The three churches were marked on the large map with red push pins. The material they had gotten from the archdiocese was overwhelming. There were sixty-seven churches that had closed in the past fifty years. Of those, six had been razed, thirty-one had been repurposed, leaving thirty buildings standing vacant across four counties. Watching them all was going to be an enormous task, involving dozens of personnel, not to mention a lot of overtime money that simply wasn’t there.

The third victim’s name was Martin David Allsop. He had been fingerprinted at the morgue and, like Daniel Palumbo, had a criminal record. Twice convicted of gross sexual imposition on a minor, he had spent eighteen months in Curran-Fromhold on a three-year sentence. He had no family in Philadelphia. Until recently he worked as a salesman at the Best Buy on Roosevelt Boulevard.

When everyone was settled, Jessica took the lead.

‘The first victim found was Daniel E. Palumbo, twenty-three, late of Latona Street in South Philly. As you all know, Daniel was once PPD. He was pronounced at St Adelaide’s Church. Cause of death was ruled exasanguination, due to a sharp object — in this instance a sharpened barb on a length of barb wire — cutting the carotid artery.

‘We have an eyewitness, Mara Reuben, whose mother lives across the street from St Adelaide’s. On the day before we received a call, directing us to the location, Ms Reuben witnessed a man in a long coat and pointed hood exit the alley next to the crime-scene building, and make a mark on the lamppost directly across the sidewalk from the entrance.’

Jessica taped a pair of photographs onto the whiteboard, one of them a still picture from the pole camera on the corner; the other was a close-up photo of the X on the lamppost.

‘This was taken from a pole cam, and seems to back up what Ms Reuben told us. The time code coincides with her recollection of events. Unfortunately, she could not give us a better description.

‘A few days later we questioned one of Daniel Palumbo’s known associates, one Thomas L. Boyce, who had one of the victim’s old knapsacks with him. We found no solid leads in there. I then began a series of interviews at free clinics, which led me to the St Julius Clinic at Twelfth and Lehigh. One of the nurses there, a man named Ted Cochrane, remembered treating our second victim, Cecilia Rollins.’
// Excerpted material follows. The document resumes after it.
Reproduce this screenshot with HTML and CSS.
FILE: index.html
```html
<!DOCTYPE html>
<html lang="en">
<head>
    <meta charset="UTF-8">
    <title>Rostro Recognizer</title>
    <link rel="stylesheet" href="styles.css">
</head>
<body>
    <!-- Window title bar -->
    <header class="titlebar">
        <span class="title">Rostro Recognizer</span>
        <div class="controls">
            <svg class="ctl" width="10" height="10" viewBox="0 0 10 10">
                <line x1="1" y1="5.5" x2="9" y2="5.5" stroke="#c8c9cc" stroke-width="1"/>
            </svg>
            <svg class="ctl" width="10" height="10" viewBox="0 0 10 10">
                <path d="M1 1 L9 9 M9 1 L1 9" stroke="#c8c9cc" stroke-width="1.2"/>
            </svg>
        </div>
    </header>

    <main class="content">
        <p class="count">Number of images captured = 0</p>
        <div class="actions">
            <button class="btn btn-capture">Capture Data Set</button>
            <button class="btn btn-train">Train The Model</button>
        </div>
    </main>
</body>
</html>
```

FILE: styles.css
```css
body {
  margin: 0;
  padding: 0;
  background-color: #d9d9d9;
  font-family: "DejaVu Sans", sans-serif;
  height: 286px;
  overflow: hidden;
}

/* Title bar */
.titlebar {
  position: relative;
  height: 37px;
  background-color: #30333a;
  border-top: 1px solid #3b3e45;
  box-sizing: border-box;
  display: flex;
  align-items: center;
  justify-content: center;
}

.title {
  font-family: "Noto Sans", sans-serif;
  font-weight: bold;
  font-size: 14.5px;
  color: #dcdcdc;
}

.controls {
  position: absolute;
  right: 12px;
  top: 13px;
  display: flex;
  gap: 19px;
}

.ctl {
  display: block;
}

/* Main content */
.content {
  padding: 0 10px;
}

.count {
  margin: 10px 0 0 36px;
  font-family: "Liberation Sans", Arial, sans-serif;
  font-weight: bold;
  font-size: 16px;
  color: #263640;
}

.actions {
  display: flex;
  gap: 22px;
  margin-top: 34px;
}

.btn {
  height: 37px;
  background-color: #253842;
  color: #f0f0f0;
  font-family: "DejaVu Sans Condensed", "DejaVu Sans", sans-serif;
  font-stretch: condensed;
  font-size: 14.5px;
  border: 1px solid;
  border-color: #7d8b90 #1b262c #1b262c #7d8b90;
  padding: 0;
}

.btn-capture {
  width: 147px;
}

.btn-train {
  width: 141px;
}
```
Jessica had decided to let Byrne brief the task force on Cecilia Rollins. Her level of rage about the murdered baby was still on the red line.

Byrne stood up, consulted his notes. ‘Although Daniel Palumbo’s body was the first to be discovered, the medical examiner has ruled that Cecilia Rollins was the first to die. He puts the date of her death around February sixth. Her body was found in the basement of St Damian’s.’

Jessica knew that Byrne knew he had to brief the team on how they got to St Damian’s in the first place. He wasn’t about to tell them that it came to him in one of his visions. The PPD brass, and even some of his fellow homicide detectives, were skeptical enough of Byrne’s methods the way it was.

‘After a search of St Adelaide’s, a portion of an old prayer card was found in the bell tower, an item we believe was deliberately left by the killer. It was a funeral card from 1966, issued by St Damian’s.

‘The child’s mother, Adria Rollins, nineteen, is severely mentally handicapped, and when I checked with DHS, they said they believed her great-grandfather — who signed forms claiming he was her grandfather — was competent enough as a guardian. When we went to question Adria, we found the old man deceased of natural causes, and Adria alone. We believe the baby was abducted from their apartment.’